Woran forschte der Philosoph?

1939 besuchte Alan Turing (Erfinder des Computers, Anm.) Wittgensteins Vorlesungen und diskutierte laufend mit ihm. Während sich Turing mit den Grundlagen der Mathematik auseinandersetzte, die Überlegungen des Logikers Kurt Gödel weiterführte und in England nach dem Zweiten Weltkrieg den ersten Computer baute, standen für Wittgenstein die Strukturen der Mathematik nicht im Vordergrund. Er sagte sogar, er sehe seine Aufgabe darin, an Gödel "vorbeizureden". Anders als Turing war er nicht an der Formalisierung der Mathematik interessiert, die die Grundlagen der heutigen Digitalisierung bietet, sondern an Mathematik als eine Art Lebensform. Er sah sie als Phänomen, das unser Leben betrifft. Wie lernt ein Volksschulkind, dass Mathematik nützlich ist? Wie sprechen die Mathematiker über ihr Fach? Wittgenstein beobachtete sie quasi als einen sonderbaren Stamm von Eingeborenen und untersuchte sie von außen so wie ein Anthropologe.

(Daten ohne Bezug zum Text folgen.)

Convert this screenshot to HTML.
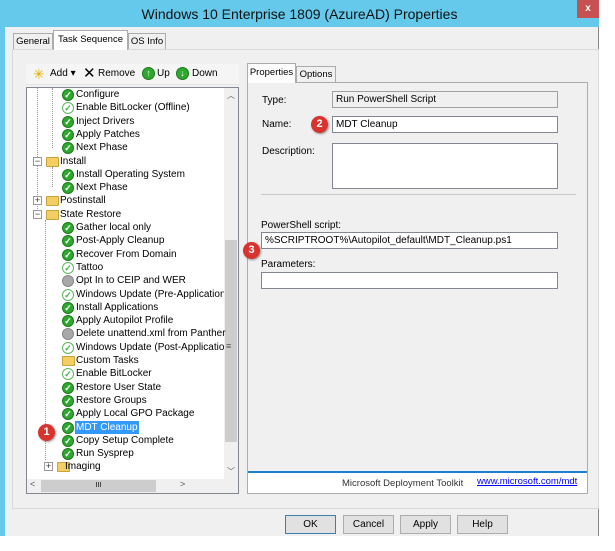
<!DOCTYPE html>
<html><head><meta charset="utf-8"><style>
*{box-sizing:border-box;margin:0;padding:0}
body{width:615px;height:551px;background:#fff;position:relative;overflow:hidden;font-family:"Liberation Sans",sans-serif;font-size:10px;color:#000}
.a{position:absolute}
.win{left:0;top:0;width:599px;height:536px;background:#f0f0f0;border-left:5px solid #65c9eb;border-right:1px solid #888}
.title{left:0;top:0;width:599px;height:27px;background:#65c9eb;font-size:14px;text-align:center;line-height:28px;color:#111}
.close{left:577px;top:0;width:22px;height:18px;background:#c75050;color:#fff;font-weight:bold;font-size:10px;text-align:center;line-height:17px}
.tab{border:1px solid #acacac;border-bottom:none;background:#f0f0f0;text-align:center;line-height:16px;white-space:nowrap;overflow:hidden;font-size:9.5px}
.box{border:1px solid #828790;background:#fff;padding-left:3px;line-height:15px}
.row{position:absolute;height:13.3px;line-height:13.3px;white-space:nowrap}
.ck{position:absolute;width:12px;height:12px;border-radius:50%;background:#2ea82e;color:#fff;font-size:9px;line-height:11px;text-align:center;font-weight:bold;border:1px solid #1b7a1b}
.lt{background:#fff;border:1px solid #5cb85c;color:#4caf50}
.gr{background:#a8a8a8;border:1px solid #888;color:#a8a8a8}
.fd{position:absolute;width:13px;height:10px;background:#f3cf63;border:1px solid #c9a23a;border-radius:1px}
.ex{position:absolute;width:9px;height:9px;border:1px solid #999;background:#fff;font-size:9px;line-height:7px;text-align:center;color:#333}
.badge{position:absolute;width:17px;height:17px;border-radius:50%;background:#d9332f;color:#fff;font-size:11px;font-weight:bold;text-align:center;line-height:17px;box-shadow:1px 1px 2px rgba(0,0,0,.4)}
.btn{position:absolute;top:515px;width:51px;height:19px;border:1px solid #adadad;background:#e1e1e1;text-align:center;line-height:17px}
.vl{position:absolute;border-left:1px dotted #999}
</style></head><body>
<div class="a win"></div>
<div class="a title">Windows 10 Enterprise 1809 (AzureAD) Properties</div>
<div class="a close">x</div>
<div class="a" style="left:12px;top:49px;width:587px;height:460px;border:1px solid #d9d9d9;background:#f0f0f0"></div>
<div class="a tab" style="left:13px;top:33px;width:40px;height:16px">General</div>
<div class="a tab" style="left:53px;top:30px;width:75px;height:20px;background:#fff;line-height:18px">Task Sequence</div>
<div class="a tab" style="left:128px;top:33px;width:38px;height:16px">OS Info</div>
<div class="a" style="left:26px;top:64px;width:213px;height:21px;background:#f5f5f5;border-bottom:1px solid #e5e5e5"></div>
<div class="a" style="left:33px;top:66px;color:#e0b000;font-size:14px;line-height:16px">✳</div>
<div class="a" style="left:50px;top:68px">Add ▾</div>
<div class="a" style="left:83px;top:64px;font-size:15px">✕</div>
<div class="a" style="left:98px;top:68px">Remove</div>
<div class="a ck" style="left:142px;top:67px;width:13px;height:13px;font-size:9px">↑</div>
<div class="a" style="left:157px;top:68px">Up</div>
<div class="a ck" style="left:176px;top:67px;width:13px;height:13px;font-size:9px">↓</div>
<div class="a" style="left:192px;top:68px">Down</div>
<div class="a" style="left:26px;top:87px;width:213px;height:407px;background:#fff;border:1px solid #828790"></div>
<div class="a" style="left:224px;top:88px;width:14px;height:391px;background:#f0f0f0"></div>
<div class="a" style="left:225px;top:240px;width:12px;height:202px;background:#cdcdcd"></div>
<div class="a" style="left:227px;top:90px;font-size:8px;color:#555">︿</div>
<div class="a" style="left:226px;top:341px;font-size:9px;color:#555">≡</div>
<div class="a" style="left:227px;top:466px;font-size:8px;color:#555">﹀</div>
<div class="a" style="left:27px;top:479px;width:211px;height:14px;background:#f0f0f0"></div>
<div class="a" style="left:41px;top:480px;width:115px;height:12px;background:#cdcdcd;text-align:center;font-size:7px;line-height:12px">III</div>
<div class="a" style="left:30px;top:479px;font-size:9px;color:#555">&lt;</div>
<div class="a" style="left:180px;top:479px;font-size:9px;color:#555">&gt;</div>
<div class="vl" style="left:37px;top:88px;height:125px"></div>
<div class="vl" style="left:52px;top:88px;height:60px"></div>
<div class="vl" style="left:52px;top:167px;height:20px"></div>
<div class="vl" style="left:45px;top:220px;height:240px"></div>
<div class="row" style="left:62px;top:88px"><span class="ck" style="left:0;top:1px">✓</span><span style="position:absolute;left:14px">Configure</span></div>
<div class="row" style="left:62px;top:101.3px"><span class="ck lt" style="left:0;top:1px">✓</span><span style="position:absolute;left:14px">Enable BitLocker (Offline)</span></div>
<div class="row" style="left:62px;top:114.6px"><span class="ck" style="left:0;top:1px">✓</span><span style="position:absolute;left:14px">Inject Drivers</span></div>
<div class="row" style="left:62px;top:127.9px"><span class="ck" style="left:0;top:1px">✓</span><span style="position:absolute;left:14px">Apply Patches</span></div>
<div class="row" style="left:62px;top:141.2px"><span class="ck" style="left:0;top:1px">✓</span><span style="position:absolute;left:14px">Next Phase</span></div>
<div class="row" style="left:33px;top:154.5px"><span class="ex" style="left:0;top:2px">−</span><span class="fd" style="left:13px;top:2px"></span><span style="position:absolute;left:27px">Install</span></div>
<div class="row" style="left:62px;top:167.8px"><span class="ck" style="left:0;top:1px">✓</span><span style="position:absolute;left:14px">Install Operating System</span></div>
<div class="row" style="left:62px;top:181.1px"><span class="ck" style="left:0;top:1px">✓</span><span style="position:absolute;left:14px">Next Phase</span></div>
<div class="row" style="left:33px;top:194.4px"><span class="ex" style="left:0;top:2px">+</span><span class="fd" style="left:13px;top:2px"></span><span style="position:absolute;left:27px">Postinstall</span></div>
<div class="row" style="left:33px;top:207.7px"><span class="ex" style="left:0;top:2px">−</span><span class="fd" style="left:13px;top:2px"></span><span style="position:absolute;left:27px">State Restore</span></div>
<div class="row" style="left:62px;top:221px"><span class="ck" style="left:0;top:1px">✓</span><span style="position:absolute;left:14px">Gather local only</span></div>
<div class="row" style="left:62px;top:234.3px"><span class="ck" style="left:0;top:1px">✓</span><span style="position:absolute;left:14px">Post-Apply Cleanup</span></div>
<div class="row" style="left:62px;top:247.6px"><span class="ck" style="left:0;top:1px">✓</span><span style="position:absolute;left:14px">Recover From Domain</span></div>
<div class="row" style="left:62px;top:260.9px"><span class="ck lt" style="left:0;top:1px">✓</span><span style="position:absolute;left:14px">Tattoo</span></div>
<div class="row" style="left:62px;top:274.2px"><span class="ck gr" style="left:0;top:1px">✓</span><span style="position:absolute;left:14px">Opt In to CEIP and WER</span></div>
<div class="row" style="left:62px;top:287.5px;width:162px;overflow:hidden"><span class="ck lt" style="left:0;top:1px">✓</span><span style="position:absolute;left:14px">Windows Update (Pre-Application Installation)</span></div>
<div class="row" style="left:62px;top:300.8px"><span class="ck" style="left:0;top:1px">✓</span><span style="position:absolute;left:14px">Install Applications</span></div>
<div class="row" style="left:62px;top:314.1px"><span class="ck" style="left:0;top:1px">✓</span><span style="position:absolute;left:14px">Apply Autopilot Profile</span></div>
<div class="row" style="left:62px;top:327.4px"><span class="ck gr" style="left:0;top:1px">✓</span><span style="position:absolute;left:14px">Delete unattend.xml from Panther</span></div>
<div class="row" style="left:62px;top:340.7px;width:162px;overflow:hidden"><span class="ck lt" style="left:0;top:1px">✓</span><span style="position:absolute;left:14px">Windows Update (Post-Application Installation)</span></div>
<div class="row" style="left:62px;top:354px"><span class="fd" style="left:0;top:2px"></span><span style="position:absolute;left:14px">Custom Tasks</span></div>
<div class="row" style="left:62px;top:367.3px"><span class="ck lt" style="left:0;top:1px">✓</span><span style="position:absolute;left:14px">Enable BitLocker</span></div>
<div class="row" style="left:62px;top:380.6px"><span class="ck" style="left:0;top:1px">✓</span><span style="position:absolute;left:14px">Restore User State</span></div>
<div class="row" style="left:62px;top:393.9px"><span class="ck" style="left:0;top:1px">✓</span><span style="position:absolute;left:14px">Restore Groups</span></div>
<div class="row" style="left:62px;top:407.2px"><span class="ck" style="left:0;top:1px">✓</span><span style="position:absolute;left:14px">Apply Local GPO Package</span></div>
<div class="row" style="left:62px;top:420.5px"><span class="ck" style="left:0;top:1px">✓</span><span style="position:absolute;left:13px;background:#3399ff;color:#fff;padding:0 1px">MDT Cleanup</span></div>
<div class="row" style="left:62px;top:433.8px"><span class="ck" style="left:0;top:1px">✓</span><span style="position:absolute;left:14px">Copy Setup Complete</span></div>
<div class="row" style="left:62px;top:447.1px"><span class="ck" style="left:0;top:1px">✓</span><span style="position:absolute;left:14px">Run Sysprep</span></div>
<div class="row" style="left:44px;top:460.4px"><span class="ex" style="left:0;top:2px">+</span><span class="fd" style="left:13px;top:2px"></span><span style="position:absolute;left:21px">Imaging</span></div>
<div class="badge" style="left:38px;top:424px">1</div>
<div class="a" style="left:247px;top:82px;width:341px;height:412px;border:1px solid #acacac;background:#f0f0f0"></div>
<div class="a tab" style="left:247px;top:63px;width:49px;height:20px;background:#fff;line-height:18px">Properties</div>
<div class="a tab" style="left:296px;top:66px;width:40px;height:16px">Options</div>
<div class="a" style="left:262px;top:95px">Type:</div>
<div class="a box" style="left:332px;top:91px;width:226px;height:17px;background:#f0f0f0;border-color:#a0a0a0">Run PowerShell Script</div>
<div class="a" style="left:262px;top:119px">Name:</div>
<div class="a box" style="left:332px;top:116px;width:226px;height:17px">MDT Cleanup</div>
<div class="a" style="left:262px;top:146px">Description:</div>
<div class="a box" style="left:332px;top:143px;width:226px;height:46px"></div>
<div class="a" style="left:261px;top:194px;width:315px;height:1px;background:#c8c8c8"></div>
<div class="a" style="left:261px;top:220px">PowerShell script:</div>
<div class="a box" style="left:261px;top:232px;width:297px;height:17px">%SCRIPTROOT%\Autopilot_default\MDT_Cleanup.ps1</div>
<div class="a" style="left:261px;top:259px">Parameters:</div>
<div class="a box" style="left:261px;top:272px;width:297px;height:17px"></div>
<div class="badge" style="left:311px;top:116px">2</div>
<div class="badge" style="left:243px;top:242px">3</div>
<div class="a" style="left:248px;top:471px;width:339px;height:22px;background:#fff;border-top:2px solid #1e7fcc"></div>
<div class="a" style="left:342px;top:478px;color:#333;font-size:9.5px">Microsoft Deployment Toolkit</div>
<div class="a" style="left:477px;top:476px;color:#00f;text-decoration:underline;font-size:9.5px">www.microsoft.com/mdt</div>
<div class="btn" style="left:285px;border-color:#3c7fb1">OK</div>
<div class="btn" style="left:343px">Cancel</div>
<div class="btn" style="left:400px">Apply</div>
<div class="btn" style="left:457px">Help</div>
</body></html>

Wie verhält sich dieser "sonderbare Stamm"?

Die Mathematiker sprechen miteinander in einem Jargon. Sie verstehen einander ausgezeichnet, müssen dabei aber meistens Schriftzeichen verwenden. Diese Mathematikersprache ist aber nicht eine, die ein Computer verstehen könnte. Mit enorm viel Mühe kann ein Beweis, den ein Mensch mühelos verstehen kann, in eine Folge von Computerbefehlen übersetzt werden. Und mit noch mehr Mühe versuchen Experten, das, was ein Computer als Beweis verifizieren kann, so zu übersetzen, dass ihn auch die Mathematiker wieder verstehen können. Wittgenstein wollte wissen, wie sie miteinander sprechen, und wäre sehr interessiert an den heutigen Versuchen, diese Sprachen zu übersetzen.

Was muss übersetzt werden?

Man kann mathematische Aussagen als Folgen von Symbolen treffen. Jede neue Zeile ist eine Folge jener davor, nach gewissen Regeln hergeleitet. Das Ergebnis sind formalisierte Beweise. Wenn ein normaler Mathematiker sie anschaut, werden sie ihm nichts geben. Er sieht nur eine Folge von Strichen und Zeichen. Aber ein Computer kann die Korrektheit so eines Beweises verifizieren. Derzeit wird an Computern gearbeitet, die diese Zeichen in eine Sprache übersetzen, die auch ein menschlicher Mathematiker versteht, und das hätte Wittgenstein fasziniert.

Zwei Generationen später wurde mit Alpha Go ein Computerprogramm erfunden, das das komplexe japanische Brettspiel Go selbst lernen kenn. Welche Anwendungen für Wittgensteins mathematisches Denken sind künftig vorstellbar?

Schon heute können Computer mathematische Sätze beweisen. Aber wenn sie mit der mathematischen Alltagssprache vertraut werden, könnten sie selbst interessante Probleme finden und sie dem Menschen erklären. Etwas wie Alpha Go könnte auch in der Mathematik entstehen: Ein Computer, der die Züge der Meister nicht nur schneller denkt als der Mensch, sondern der auch neue mathematische Strategien entwickelt.

Ist künstliche Intelligenz tatsächlich intelligent?

Die künstliche Intelligenz von heute ist relativ simpel. Google Translate führt uns vor, wie viele Fehler solche Systeme machen. Aber es könnte durchaus ein Dialog zwischen Menschen und der relativ eng umschriebenen Intelligenz im mathematischen Bereich entstehen.